His palm stick curriculm is systematic and progressive.  It also appears to be based on similar uses of empty hand/palm stick/knife.

Best,

Steve Lamade


----------



## Stickgrappler (Mar 27, 2003)

Steve,

thanks for the info. which reminds me, i owe you snailmail.

i do not think i will be able to make Tuhon McGrath's seminar for the same reason i could not make your/Bill S. cane seminars :-(


----------



## K Williams (Mar 27, 2003)

Stickgrappler,

Get a copy of Guro Ted Lucaylucay's Pocket Stick video. Goodland Martial Arts(823 6 Ave., betw. W.28 & 29) sells it.

http://www.cfw2.com/product.asp?s=cfw&pf_id=PSO1&dept_id=260


----------



## Stickgrappler (Mar 27, 2003)

Kelvin,

thanks - i neglected to post that i have that vid - it's one of my treasured vids in my collection.

i know mike knauf has a vid on palm stick and emptyhands and also rick faye has one.

i'm really looking for the origins/history/background, but the training drills are also cool.

p.s. i use to work so close to goodland. i miss that place! now i work near kinokuniya.
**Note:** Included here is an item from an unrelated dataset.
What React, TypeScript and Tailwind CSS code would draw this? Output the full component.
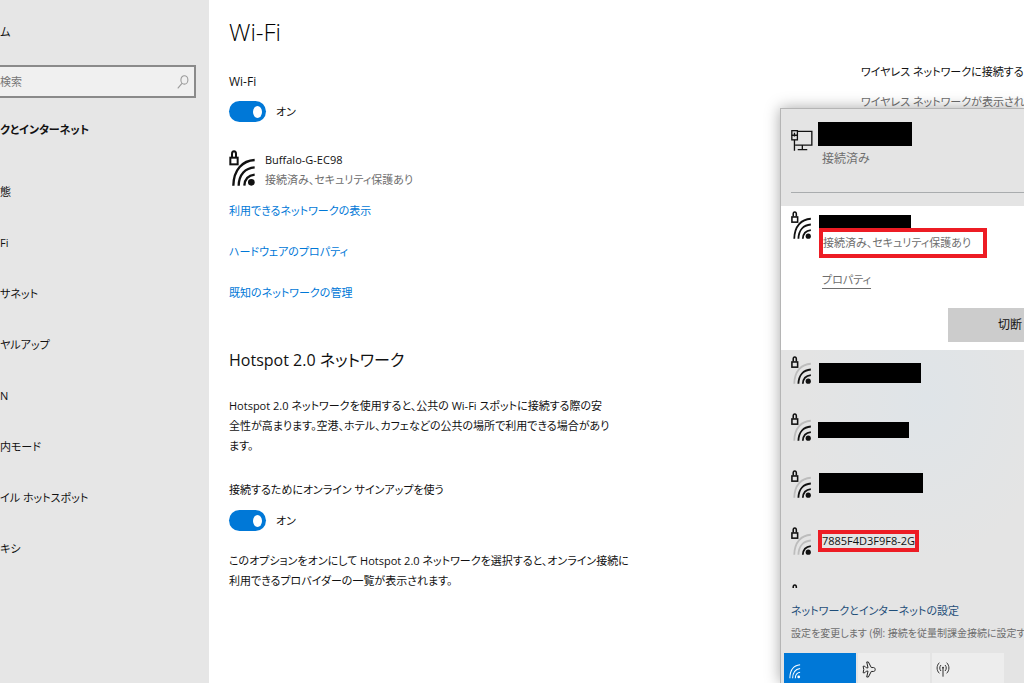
import { useState } from "react";

const navItems = ["態", "Fi", "サネット", "ヤルアップ", "N", "内モード", "イル ホットスポット", "キシ"];

// strength: number of dark arcs (0-3), the rest is drawn faint
function SecuredWifiIcon({ strength = 3, className }: { strength?: number; className: string }) {
  const arcs = ["M76 74C58 76 46 88 45 107", "M76 52C48 54 29 73 28 107", "M76 30C40 32 13 58 12 107"];
  return (
    <svg viewBox="0 0 76 108" className={className} fill="none" stroke="#111" aria-hidden="true">
      <rect x="3" y="23" width="22" height="20" strokeWidth="6" />
      <path d="M8 21V12C8 1 20 1 20 12V21" strokeWidth="6" />
      {arcs.map((d, i) => (
        <path key={d} d={d} strokeWidth="7" stroke={i < strength ? "#111" : "#bdbdbd"} />
      ))}
      <circle cx="66" cy="97" r="10" fill="#111" stroke="none" />
    </svg>
  );
}

function EthernetIcon() {
  return (
    <svg viewBox="0 0 66 64" className="h-[21px] w-[22px]" fill="none" stroke="#111" strokeWidth="4" aria-hidden="true">
      <path d="M19 4H63V46H12" />
      <path d="M34 46V60M20 60H49" />
      <rect x="2" y="2" width="17" height="28" />
      <path d="M2 16H19M10 8V20M10 30V63" />
    </svg>
  );
}

function WifiTileIcon() {
  return (
    <svg viewBox="0 0 34 44" className="h-[15px] w-[12px]" fill="none" stroke="#fff" strokeWidth="3" aria-hidden="true">
      <path d="M32 2C14 4 2 18 2 42M32 13C19 15 10 25 10 42M32 24C24 25 18 32 18 42" />
      <circle cx="28" cy="38" r="4" fill="#fff" stroke="none" />
    </svg>
  );
}

function PlaneIcon() {
  return (
    <svg viewBox="0 0 42 52" className="h-[17px] w-[14px]" fill="none" stroke="#222" strokeWidth="3" strokeLinejoin="round" aria-hidden="true">
      <path d="M3 16H8L13 21H18L14 3H19L28 20H35C38 20 40 23 40 26C40 29 38 32 35 32H28L19 49H14L18 31H13L8 36H3L5 26Z" />
    </svg>
  );
}

function HotspotIcon() {
  return (
    <svg viewBox="0 0 40 48" className="h-[16px] w-[14px]" fill="none" stroke="#333" strokeWidth="3" aria-hidden="true">
      <path d="M9 5C0 14 0 28 9 37M31 5C40 14 40 28 31 37M14 12C9 17 9 25 14 30M26 12C31 17 31 25 26 30M20 22V47" />
      <circle cx="20" cy="20" r="3" fill="#333" stroke="none" />
    </svg>
  );
}

function Toggle({ id, label }: { id: string; label: string }) {
  const [on, setOn] = useState(true);
  return (
    <div className="flex h-[21px] items-center gap-[10px]">
      <input
        id={id}
        type="checkbox"
        role="switch"
        aria-label={label}
        checked={on}
        onChange={(e) => setOn(e.target.checked)}
        className="flex h-[21px] w-[37px] shrink-0 appearance-none items-center rounded-full bg-[#999] px-1 before:block before:h-3 before:w-[9px] before:rounded-[50%] before:bg-white checked:justify-end checked:bg-[#0078d7]"
      />
      <label htmlFor={id}>{on ? "オン" : "オフ"}</label>
    </div>
  );
}

function Sidebar() {
  return (
    <aside className="w-[209px] shrink-0 bg-[#e6e6e6] pr-[13px] whitespace-nowrap">
      <a href="#home" className="mt-[22px] block">ム</a>
      <div className="mt-[23px] flex h-[33px] items-center border-2 border-l-0 border-[#8a8a8a] bg-[#f0f0f0] pr-[5px]">
        <input
          type="search"
          aria-label="検索"
          placeholder="検索"
          className="min-w-0 flex-1 bg-transparent outline-none placeholder:text-[#767676]"
        />
        <svg viewBox="0 0 34 40" className="h-[14px] w-[12px]" fill="none" stroke="#999" strokeWidth="3" aria-hidden="true">
          <ellipse cx="21" cy="14" rx="10" ry="12" />
          <path d="M14 24L2 38" />
        </svg>
      </div>
      <h2 className="mt-[22px] font-bold">クとインターネット</h2>
      <nav className="mt-[26px]">
        {navItems.map((item) => (
          <a key={item} href="#nav" className="flex h-[51px] items-center">{item}</a>
        ))}
      </nav>
    </aside>
  );
}

function NetworkFlyout() {
  return (
    <section className="absolute top-[108px] right-0 bottom-0 flex w-[244px] flex-col overflow-hidden border-t border-l border-[#b5b5b5] bg-[#e4e4e4] whitespace-nowrap">
      <div className="mb-[13px] ml-[10px] flex h-[84px] shrink-0 items-start gap-[5px] border-b border-[#a9acae] pt-[13px]">
        <div className="pt-2"><EthernetIcon /></div>
        <div>
          <div className="h-6 w-[94px] bg-black" />
          <p className="pl-1 text-[12px] leading-[26px] text-[#6e6e6e]">接続済み</p>
        </div>
      </div>

      <div className="flex h-[144px] shrink-0 flex-col bg-white">
        <div className="flex gap-2 pt-[5px] pl-[10px]">
          <SecuredWifiIcon className="h-7 w-5 shrink-0" />
          <div className="pt-1">
            <div className="h-[13px] w-[92px] bg-black" />
            <div className="relative h-[30px] w-[168px]">
              <p className="pl-1 leading-[30px] text-[#6e6e6e]">接続済み、セキュリティ保護あり</p>
              <div className="absolute inset-0 border-4 border-[#ed1c24]" />
            </div>
            <a href="#properties" className="mt-3 ml-[3px] inline-block text-[#6e6e6e] underline underline-offset-4">プロパティ</a>
          </div>
        </div>
        <button className="mt-auto mb-2 ml-[167px] h-[34px] w-[124px] bg-[#ccc] text-[12px]">切断</button>
      </div>

      <ul className="h-[238px] shrink-0 overflow-hidden bg-radial-[at_60%_20%] from-[#dfe4e8] to-[#e4e4e4] to-60%">
        <li className="flex h-[57px] items-start gap-2 pt-[6px] pl-[10px]">
          <SecuredWifiIcon strength={2} className="h-7 w-5" />
          <div className="mt-[7px] h-5 w-[102px] bg-black" />
        </li>
        <li className="flex h-[57px] items-start gap-[7px] pt-[6px] pl-[10px]">
          <SecuredWifiIcon strength={2} className="h-7 w-5" />
          <div className="mt-[9px] h-4 w-[91px] bg-black" />
        </li>
        <li className="flex h-[57px] items-start gap-2 pt-[6px] pl-[10px]">
          <SecuredWifiIcon strength={2} className="h-7 w-5" />
          <div className="mt-[3px] h-5 w-[104px] bg-black" />
        </li>
        <li className="flex h-[57px] items-start gap-[7px] pt-[6px] pl-[10px]">
          <SecuredWifiIcon strength={1} className="h-7 w-5" />
          <div className="relative mt-[3px] flex h-[22px] w-[101px] items-center justify-center">
            <span className="leading-5">7885F4D3F9F8-2G</span>
            <div className="absolute inset-0 border-4 border-[#ed1c24]" />
          </div>
        </li>
        <li className="pt-[6px] pl-[10px]">
          <SecuredWifiIcon strength={1} className="h-7 w-5" />
        </li>
      </ul>

      <div className="shrink-0 pt-[13px] pl-[10px]">
        <a href="#network" className="block text-[#1f4e79]">ネットワークとインターネットの設定</a>
        <p className="mt-[2px] text-[10px] leading-5 text-[#6e6e6e]">設定を変更します (例: 接続を従量制課金接続に設定する)</p>
      </div>
      <div className="mt-[10px] ml-[3px] flex shrink-0 gap-[2px]">
        <button aria-label="Wi-Fi" className="flex h-[72px] w-[72px] shrink-0 items-start bg-[#0078d7] pt-[11px] pl-[5px]"><WifiTileIcon /></button>
        <button aria-label="機内モード" className="flex h-[72px] w-[72px] shrink-0 items-start bg-[#ededed] pt-2 pl-1"><PlaneIcon /></button>
        <button aria-label="モバイル ホットスポット" className="flex h-[72px] w-[72px] shrink-0 items-start bg-[#ededed] pt-2 pl-1"><HotspotIcon /></button>
      </div>
    </section>
  );
}

export default function App() {
  return (
    <div className="relative flex h-screen overflow-hidden bg-white font-['Open_Sans','Noto_Sans_CJK_JP',sans-serif] text-[11px] leading-5 text-[#111] [font-feature-settings:'palt']">
      <Sidebar />

      <main className="flex-1 pt-4 pl-5 whitespace-nowrap">
        <h1 className="text-2xl leading-8 font-light text-black">Wi-Fi</h1>
        <p className="mt-6 mb-[9px] text-[12px]">Wi-Fi</p>
        <Toggle id="wifi" label="Wi-Fi" />

        <div className="mt-7 flex gap-[10px]">
          <SecuredWifiIcon className="h-9 w-[26px]" />
          <div>
            <p>Buffalo-G-EC98</p>
            <p className="text-[#6e6e6e]">接続済み、セキュリティ保護あり</p>
          </div>
        </div>

        <div className="mt-[11px] flex flex-col items-start gap-[21px] text-[#0078d7]">
          <a href="#available">利用できるネットワークの表示</a>
          <a href="#hardware">ハードウェアのプロパティ</a>
          <a href="#known">既知のネットワークの管理</a>
        </div>

        <h2 className="mt-[41px] text-base leading-8">Hotspot 2.0 ネットワーク</h2>
        <p className="mt-5">
          Hotspot 2.0 ネットワークを使用すると、公共の Wi-Fi スポットに接続する際の安<br />
          全性が高まります。空港、ホテル、カフェなどの公共の場所で利用できる場合があり<br />
          ます。
        </p>
        <p className="mt-6 mb-[10px]">接続するためにオンライン サインアップを使う</p>
        <Toggle id="hotspot" label="接続するためにオンライン サインアップを使う" />
        <p className="mt-5">
          このオプションをオンにして Hotspot 2.0 ネットワークを選択すると、オンライン接続に<br />
          利用できるプロバイダーの一覧が表示されます。
        </p>
      </main>

      <aside className="w-[163px] shrink-0 pt-[62px] whitespace-nowrap">
        <h2>ワイヤレス ネットワークに接続する</h2>
        <a href="#help" className="mt-[10px] block text-[#6e6e6e]">ワイヤレス ネットワークが表示されない</a>
      </aside>

      {/* soft shadow around the flyout */}
      <div className="absolute top-[108px] right-0 bottom-0 w-[244px] shadow-[0_0_14px_rgba(0,0,0,0.35)]" />
      <NetworkFlyout />
    </div>
  );
}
and on ebay or amazon auction/zshop (i forget which) i think i&i are selling the same vid, brand new for 19.99!


----------



## Stickgrappler (Mar 27, 2003)

just noticed that FILIPINO MARTIAL ARTS magazine has the following articles, hmmm...

Vol 4 No. 2

Paggamit ng Sandata: Choice of Weapon -- The Kubaton - by Jerome Barber

Vol 4 No. 3

Using a Pen for Self Defense - by Kara Brown

Vol 4 No. 4

The Palm Stick Small Big Power - by Thomas J. Nardi, PH.D


----------



## Master of Blades (Mar 27, 2003)

Are we talking about a Dangbong here?


----------



## Stickgrappler (Mar 27, 2003)

hello,

technically no, we are not talking the KMA's dan bong, but it's really the same thing in nature 

i have some history from joo Bang Lee on it, read some Kuk Sool Won history also. do you have any hapkido info/links about the dan bong?

TIA.


----------



## Cthulhu (Mar 28, 2003)

Ted Lucaylucay has a pretty good video that I think is still available.  It was simply called "The Pocket Stick".

Cthulhu


----------



## Stickgrappler (Mar 28, 2003)

LOL @ Cthulu, you probably did not have time to read the thread and went to the bottom to post. i posted above saying i have the Ted Lucaylucay vid.


----------



## Cthulhu (Mar 28, 2003)

Yep! Must've completely skipped over that post!  

At least now there are two endorsements for that vid on the thread 

Cthulhu


----------



## Rob Wilson (Mar 29, 2003)

Hello,

I practice Kombatan and the palm stick element is called dulo-dulo. I like it very much as it is roughly the same dimension as a 6"mag-lite; something I carry at work all the time. 

Thanks
Rob


----------



## Stickgrappler (Mar 29, 2003)

hello Rob,

did you learn the history behind the dulo-dulo. i forgot, i've heard the pocket stick referred to as the dulo before, maybe it's more correct to say dulo-dulo or maybe Kombatan has it as dulo-dulo and some others say dulo.

BTW, i carry 2 mini-maglites with me  one i will convert to  koppo style stick with some cord.

TIA.


----------



## Rob Wilson (Mar 31, 2003)

I think dulo-dulo means "edges" or "tips"- I am really not sure so please don't quote me. I have spent a lot of time in boxing gyms but my hands and knuckles are in rough shape, however, my boxing combinations lend themselves to the dulo very easily. So I really like it as it has allowed me to learn something new as well as transfer older skills to a higher level.

Thanks 

Rob


----------



## Stickgrappler (Mar 31, 2003)

dulo does mean tip.

thx for the info.


----------